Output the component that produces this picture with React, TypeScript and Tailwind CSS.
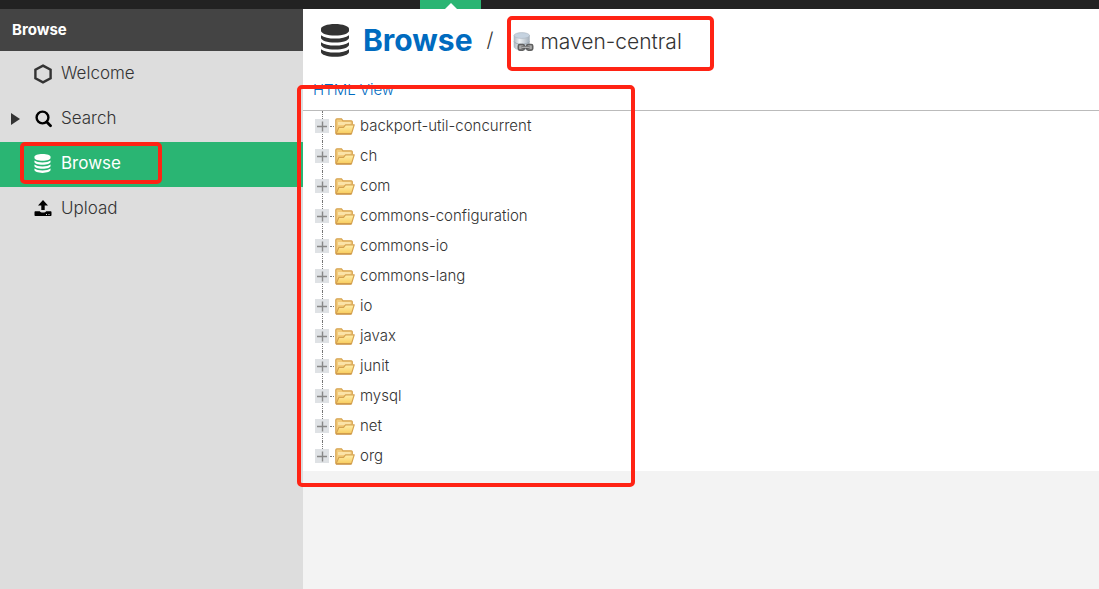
import { useState } from 'react'
import clsx from 'clsx'

const navItems = ['Welcome', 'Search', 'Browse', 'Upload'] as const
type NavItem = (typeof navItems)[number]

const folders = [
  'backport-util-concurrent',
  'ch',
  'com',
  'commons-configuration',
  'commons-io',
  'commons-lang',
  'io',
  'javax',
  'junit',
  'mysql',
  'net',
  'org',
]

function DatabaseIcon({ className }: { className?: string }) {
  return (
    <svg viewBox="0 0 28 33" className={className} fill="currentColor" aria-hidden="true">
      <path d="M14 0c8 0 14 2.200 14 4.800v2c0 2.600-6 4.800-14 4.800S0 9.400 0 6.800v-2C0 2.200 6 0 14 0z" />
      <path d="M0 11.200c3 2.300 8 3.400 14 3.400s11-1.100 14-3.400v2.600c0 2.600-6 4.800-14 4.800S0 16.400 0 13.800z" />
      <path d="M0 18.200c3 2.300 8 3.400 14 3.400s11-1.100 14-3.400v2.600c0 2.600-6 4.800-14 4.800S0 23.400 0 20.800z" />
      <path d="M0 25.200c3 2.300 8 3.400 14 3.400s11-1.100 14-3.400v2.800c0 2.600-6 4.800-14 4.800S0 30.600 0 28z" />
    </svg>
  )
}

function NavIcon({ name }: { name: NavItem }) {
  if (name === 'Welcome') {
    return (
      <svg viewBox="0 0 18 20" className="h-5 w-[18px]" fill="none" stroke="#333" strokeWidth="2.4" aria-hidden="true">
        <path d="M9 1.600 16.600 5.800v8.400L9 18.400 1.400 14.200V5.800z" />
      </svg>
    )
  }
  if (name === 'Search') {
    return (
      <svg viewBox="0 0 18 18" className="size-[18px]" fill="none" stroke="#000" aria-hidden="true">
        <circle cx="8.500" cy="7.500" r="5.900" strokeWidth="2.400" />
        <path d="m12.800 12 3.700 3.700" strokeWidth="2.800" strokeLinecap="round" />
      </svg>
    )
  }
  if (name === 'Browse') {
    return <DatabaseIcon className="h-[19px] w-[17px]" />
  }
  return (
    <svg viewBox="0 0 18 17" className="h-[17px] w-[18px]" fill="#000" aria-hidden="true">
      <path d="M9 0l5 5.500h-3.300V10H7.300V5.500H4z" />
      <path fillRule="evenodd" d="M1.500 11.200h4.300c.3.900 1.600 1.400 3.200 1.400s2.900-.5 3.200-1.400h4.300c.6 0 1 .4 1 1V15c0 .6-.4 1-1 1h-15c-.6 0-1-.4-1-1v-2.800c0-.6.4-1 1-1zM12 14v1h1v-1zm2.500 0v1h1v-1z" />
    </svg>
  )
}

function ProxyIcon() {
  return (
    <svg viewBox="0 0 21 20" className="h-5 w-[21px]" aria-hidden="true">
      <defs>
        <linearGradient id="drum">
          <stop offset="0" stopColor="#aeb8c2" />
          <stop offset=".35" stopColor="#eef2f5" />
          <stop offset="1" stopColor="#a5b0bb" />
        </linearGradient>
      </defs>
      <path d="M1 3.500v11c0 2 3.200 3.300 7.500 3.300s8-1.300 8-3.300v-11z" fill="url(#drum)" stroke="#b3bcc5" strokeWidth=".6" />
      <path d="M1 9.500c1 1.900 4 2.700 7.500 2.700s7-.8 8-2.700" fill="none" stroke="#98a4af" strokeWidth=".8" />
      <ellipse cx="8.750" cy="3.500" rx="7.750" ry="2.900" fill="#c6d3e0" stroke="#a9b4bf" strokeWidth=".6" />
      <g fill="#aaa" stroke="#606060" strokeWidth="1.600">
        <rect x="5.300" y="12.500" width="6" height="5.600" rx="1.500" />
        <rect x="13.700" y="12.500" width="6" height="5.600" rx="1.500" />
      </g>
      <path d="M8.500 15.300h8" stroke="#555" strokeWidth="2.800" />
      <path d="M8.500 15.200h8" stroke="#d5d5d5" strokeWidth="1" />
    </svg>
  )
}

function FolderIcon() {
  return (
    <svg viewBox="0 0 20 17" className="h-[17px] w-5 shrink-0" aria-hidden="true">
      <defs>
        <linearGradient id="flap" x2="0" y2="1">
          <stop offset="0" stopColor="#fff0b0" />
          <stop offset="1" stopColor="#f8cc5c" />
        </linearGradient>
      </defs>
      <path d="M.800 15.500V2c0-.7.400-1.200 1.200-1.200h4.500L8 2.800h8.300c.6 0 1 .4 1 1v3" fill="#f3cc7c" stroke="#d6a350" strokeWidth="1.200" />
      <path d="M3 4h12.500v3H3z" fill="#fbe3a8" />
      <path d="M1 15.700 4 9.300h4.500l2-2.500h8.700l-2.700 8.900z" fill="url(#flap)" stroke="#d6a350" strokeWidth="1.200" strokeLinejoin="round" />
      <path d="M1 16.200h15.500" stroke="#c98f40" strokeWidth="1" />
    </svg>
  )
}

function Marker({ className }: { className: string }) {
  return <span className={clsx('pointer-events-none absolute z-10 rounded-[5px] border-4 border-[#ff2314]', className)} />
}

function Sidebar({ active, onSelect }: { active: NavItem; onSelect: (item: NavItem) => void }) {
  return (
    <aside className="w-[303px] shrink-0 bg-[#ddd]">
      <h2 className="flex h-[42px] items-center bg-[#444] px-3 text-[15px] font-bold text-white">Browse</h2>
      <nav className="mt-px">
        {navItems.map((item) => (
          <div key={item} className="relative">
            <button
              type="button"
              onClick={() => onSelect(item)}
              className={clsx(
                'flex h-[45px] w-full items-center pb-0.5 text-left text-[17px]',
                item === active ? 'bg-[#2ab573] text-white' : 'font-light text-[#333]',
              )}
            >
              <span className="w-[34px] pl-[11px]">
                {item === 'Search' && (
                  <svg viewBox="0 0 9 12" className="h-3 w-[9px]" fill="#333" aria-hidden="true">
                    <path d="M0 0l9 6-9 6z" />
                  </svg>
                )}
              </span>
              <span className="w-[27px]">
                <NavIcon name={item} />
              </span>
              {item}
            </button>
            {item === 'Browse' && <Marker className="top-0 left-5 h-[42px] w-[142px]" />}
          </div>
        ))}
      </nav>
    </aside>
  )
}

function TreeRow({ name, last }: { name: string; last: boolean }) {
  return (
    <li className="relative flex h-[30px] items-center pl-3">
      <span className={clsx('absolute top-0 left-[19px] border-l border-dotted border-[#777]', last ? 'h-4' : 'h-full')} />
      <button type="button" aria-label={`Expand ${name}`} className="relative mr-px size-3.5 bg-[#dfe2e5]">
        <svg viewBox="0 0 14 14" className="size-3.5" stroke="#888" strokeWidth="1.400" aria-hidden="true">
          <path d="M2 7.500h10M7.500 2.500v10" />
        </svg>
      </button>
      <span className="mr-px w-1 border-t border-dotted border-[#777]" />
      <FolderIcon />
      <span className="pl-[5px]">{name}</span>
    </li>
  )
}

export default function App() {
  const [active, setActive] = useState<NavItem>('Browse')

  return (
    <div className="flex min-h-screen flex-col bg-[#f3f3f3] font-['Inter',sans-serif] text-[#333]">
      <div className="flex h-[9px] bg-[#222]">
        <div className="ml-[420px] flex w-[61px] items-end justify-center bg-[#2ab573]">
          <svg viewBox="0 0 12 6" className="h-1.5 w-3" fill="#fff" aria-hidden="true">
            <path d="M0 6l6-6 6 6z" />
          </svg>
        </div>
      </div>
      <div className="flex flex-1">
        <Sidebar active={active} onSelect={setActive} />
        <main className="min-w-0 flex-1">
          <div className="bg-white">
            <header className="flex items-start pt-[7px] pl-[18px]">
              <div className="flex h-12 items-center">
                <DatabaseIcon className="h-[33px] w-7" />
                <h1 className="ml-3.5 text-[30px] font-bold text-[#006bbf]">Browse</h1>
                <span className="mx-3.5 text-xl font-light">/</span>
              </div>
              <div className="relative flex h-[55px] w-[207px] items-center pb-1 pl-1.5">
                <Marker className="inset-0" />
                <ProxyIcon />
                <span className="pl-1.5 text-[21px] font-light">maven-central</span>
              </div>
            </header>
            <section className="relative text-[15px] font-light">
              <div className="flex h-10 items-center border-b border-[#bbb] pl-2.5">
                <a href="#html" className="text-[#006bbf]">HTML View</a>
              </div>
              <ul>
                {folders.map((name, i) => (
                  <TreeRow key={name} name={name} last={i === folders.length - 1} />
                ))}
              </ul>
              <Marker className="top-3.5 -bottom-4 -left-1.5 w-[338px]" />
            </section>
          </div>
        </main>
      </div>
    </div>
  )
}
-*-*-
* _Challenge_: Please take the lines from the beginning of the data above through the line holding "type NavItem = (typeof navItems)[number]" and transcribe them exactly, without any pictures.

* _Exercise solution_:
Output the component that produces this picture with React, TypeScript and Tailwind CSS.
import { useState } from 'react'
import clsx from 'clsx'

const navItems = ['Welcome', 'Search', 'Browse', 'Upload'] as const
type NavItem = (typeof navItems)[number]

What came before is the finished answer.